2) The Eighth Circuit cited with approval the cases of Hecker v. Deere & Co., 556 F.3d 575 (7th Cir. 2009), and Renfro v. Unisys Corp., 671 F.3d 314 (3d Cir. 2011).
3) It is noted that the McCaffree court emphasized that Principal had adequately disclosed fees in the negotiation of the investment services contract.
4) McCaffree also argued that Principal was permitted unilaterally to adjust its fees subject to a cap and to charge to the investment options (and thereby the plan participants) those operating expenses that were reasonably necessary for administering the options, and that this discretion supported a claim for breach of fiduciary duty. The court rejected this argument. A number of other allegations were also made and rejected.
5) See cases cited in footnote 2; see also Santomento v. John Hancock Life Ins. Co., 768 F.3d 284 (3d Cir. 2014); Leimkuehler v. Am. United Life Ins. Co., 713 F.3d 905 (7th Cir. 2013). 

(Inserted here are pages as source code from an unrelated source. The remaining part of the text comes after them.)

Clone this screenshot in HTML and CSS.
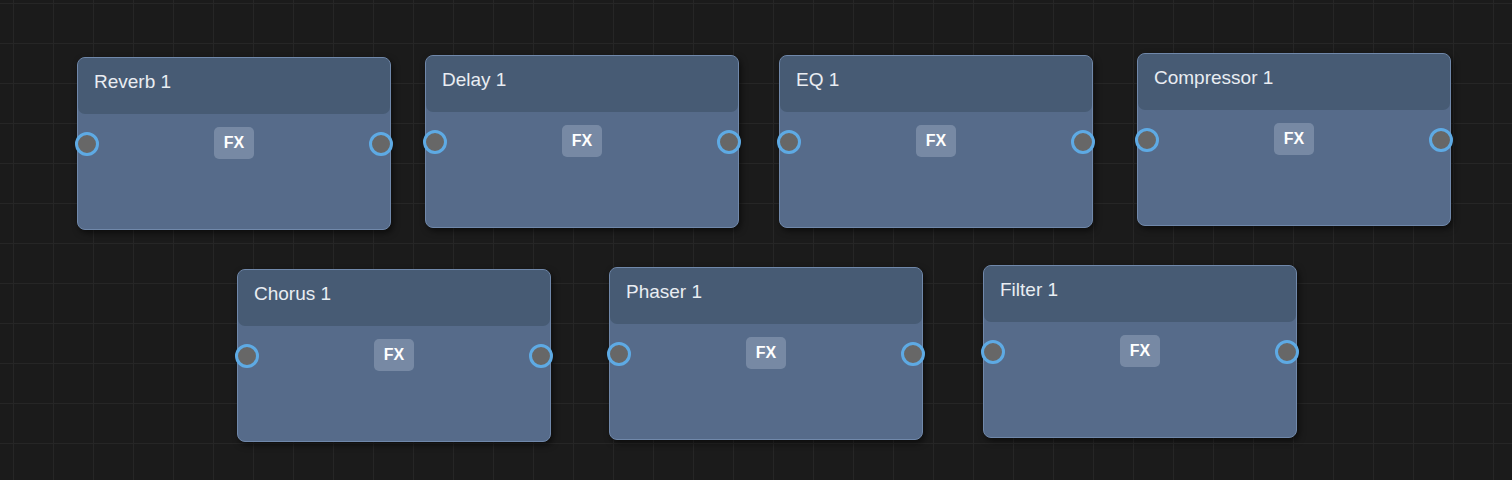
FILE: index.html
```html
<!DOCTYPE html>
<html lang="en">
<head>
    <meta charset="UTF-8">
    <meta name="viewport" content="width=device-width, initial-scale=1.0">
    <title>Effects Graph</title>
    <link rel="stylesheet" href="styles.css">
</head>
<body>
    <main class="canvas">
        <div class="node" style="left: 77px; top: 57px;">
            <div class="node-header">Reverb 1</div>
            <div class="node-body"><span class="badge">FX</span></div>
            <span class="port port-in"></span>
            <span class="port port-out"></span>
        </div>
        <div class="node" style="left: 425px; top: 55px;">
            <div class="node-header">Delay 1</div>
            <div class="node-body"><span class="badge">FX</span></div>
            <span class="port port-in"></span>
            <span class="port port-out"></span>
        </div>
        <div class="node" style="left: 779px; top: 55px;">
            <div class="node-header">EQ 1</div>
            <div class="node-body"><span class="badge">FX</span></div>
            <span class="port port-in"></span>
            <span class="port port-out"></span>
        </div>
        <div class="node" style="left: 1137px; top: 53px;">
            <div class="node-header">Compressor 1</div>
            <div class="node-body"><span class="badge">FX</span></div>
            <span class="port port-in"></span>
            <span class="port port-out"></span>
        </div>
        <div class="node" style="left: 237px; top: 269px;">
            <div class="node-header">Chorus 1</div>
            <div class="node-body"><span class="badge">FX</span></div>
            <span class="port port-in"></span>
            <span class="port port-out"></span>
        </div>
        <div class="node" style="left: 609px; top: 267px;">
            <div class="node-header">Phaser 1</div>
            <div class="node-body"><span class="badge">FX</span></div>
            <span class="port port-in"></span>
            <span class="port port-out"></span>
        </div>
        <div class="node" style="left: 983px; top: 265px;">
            <div class="node-header">Filter 1</div>
            <div class="node-body"><span class="badge">FX</span></div>
            <span class="port port-in"></span>
            <span class="port port-out"></span>
        </div>
    </main>
</body>
</html>
```

FILE: styles.css
```css
html, body {
    margin: 0;
    padding: 0;
    height: 100%;
}
body {
    font-family: "Liberation Sans", Arial, sans-serif;
    background-color: #1b1b1b;
    overflow: hidden;
}
.canvas {
    position: relative;
    width: 100%;
    height: 100%;
    background-color: #1b1b1b;
    background-image:
        linear-gradient(#262626 1px, transparent 1px),
        linear-gradient(90deg, #262626 1px, transparent 1px);
    background-size: 40px 40px;
    background-position: 13px 3px;
}
.node {
    position: absolute;
    width: 312px;
    height: 171px;
    display: flex;
    flex-direction: column;
    background-color: #566b8a;
    border: 1px solid #7088aa;
    border-radius: 8px;
    box-shadow: 2px 3px 6px rgba(0, 0, 0, 0.55);
}
.node-header {
    height: 56px;
    box-sizing: border-box;
    flex-shrink: 0;
    padding: 13px 16px 0;
    background-color: #475b74;
    border-radius: 7px;
    color: #e9edf2;
    font-size: 19px;
}
.node-body {
    flex: 1;
    display: flex;
    justify-content: center;
    align-items: flex-start;
    padding-top: 13px;
}
.badge {
    display: flex;
    align-items: center;
    justify-content: center;
    width: 40px;
    height: 32px;
    border-radius: 5px;
    background-color: #7789a4;
    color: #ffffff;
    font-size: 16px;
    font-weight: bold;
}
.port {
    position: absolute;
    top: 74px;
    width: 18px;
    height: 18px;
    border-radius: 50%;
    background-color: #676767;
    border: 3px solid #5eaae4;
}
.port-in {
    left: -3px;
}
.port-out {
    right: -3px;
}
```
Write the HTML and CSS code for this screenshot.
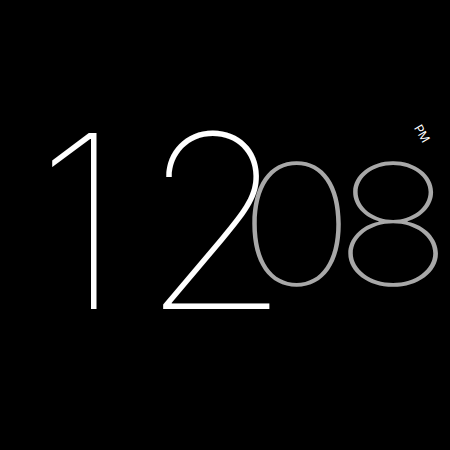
FILE: index.html
```html
<!DOCTYPE html>
<html><head><link rel="stylesheet" href="styles.css"></head>
<body>
<div class="clock">
  <span class="hours">12</span>
  <span class="minutes">08</span>
  <span class="ampm">PM</span>
</div>
</body></html>
```
FILE: styles.css
```css
html,body{margin:0;height:100%;background:#000}
body{overflow:hidden}
.clock{display:flex;align-items:flex-start;padding:100px 0 0 35px;font-family:Inter,"Liberation Sans",sans-serif;font-weight:100}
.hours{position:relative;z-index:1;color:#fff;font-size:242px;line-height:242px;letter-spacing:17px}
.minutes{color:#a8a8a8;font-size:168px;line-height:168px;margin-top:40px;margin-left:-70px;letter-spacing:-18px;transform:scaleX(1.18);transform-origin:left center}
.ampm{color:#fff;font-size:12px;font-weight:400;transform:rotate(60deg);margin-top:26px;margin-left:11px}
```
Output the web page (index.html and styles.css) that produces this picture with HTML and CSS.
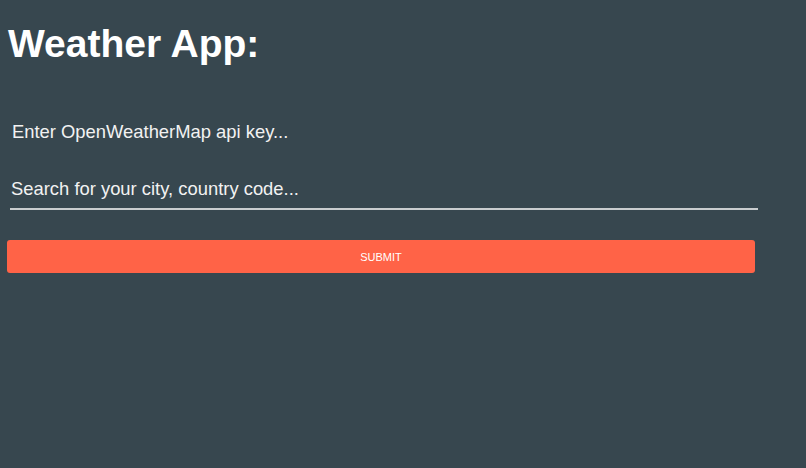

6) For example, the Department of Labor also filed amicus briefs in the Santomento case and Leimkuehler case. See footnote 5 above (for citations to the appellate opinions in those cases). 7) See Final Order and Consent Judgment, Haddock v. Nationwide Life Insurance Co., No. 3:01-cv-1552 (D. Conn. Apr. 9, 2015); Final Approval and Judgment, Golden Star, Inc. v. Mass Mutual Life Ins. Co., No. 3:11-cv-30235 (D. Mass. June 25, 2015); see also Final Approval Order and Judgment, Healthcare Strategies Inc. v. ING Life Ins. & Annuity Co., 3:11-cv-00282 (D. Conn. Sept. 26, 2014) (approving settlement worth US$415 million to end a class action accusing an investment platform provider of forming revenue sharing agreements with mutual funds that amounted to kickbacks and violated ERISA). In addition, in several cases, the court has not been willing to rule in favor of the platform provider at early stages in the litigation. See, e.g., Kruger v. Novant Health, Inc., No. 1:14-cv-208, (M.D.N.C. Sept. 17, 2015); Golden Star, Inc. v. Mass Mutual Life Ins. Co., 22 F. Supp. 3d 72 (D. Mass. 2014).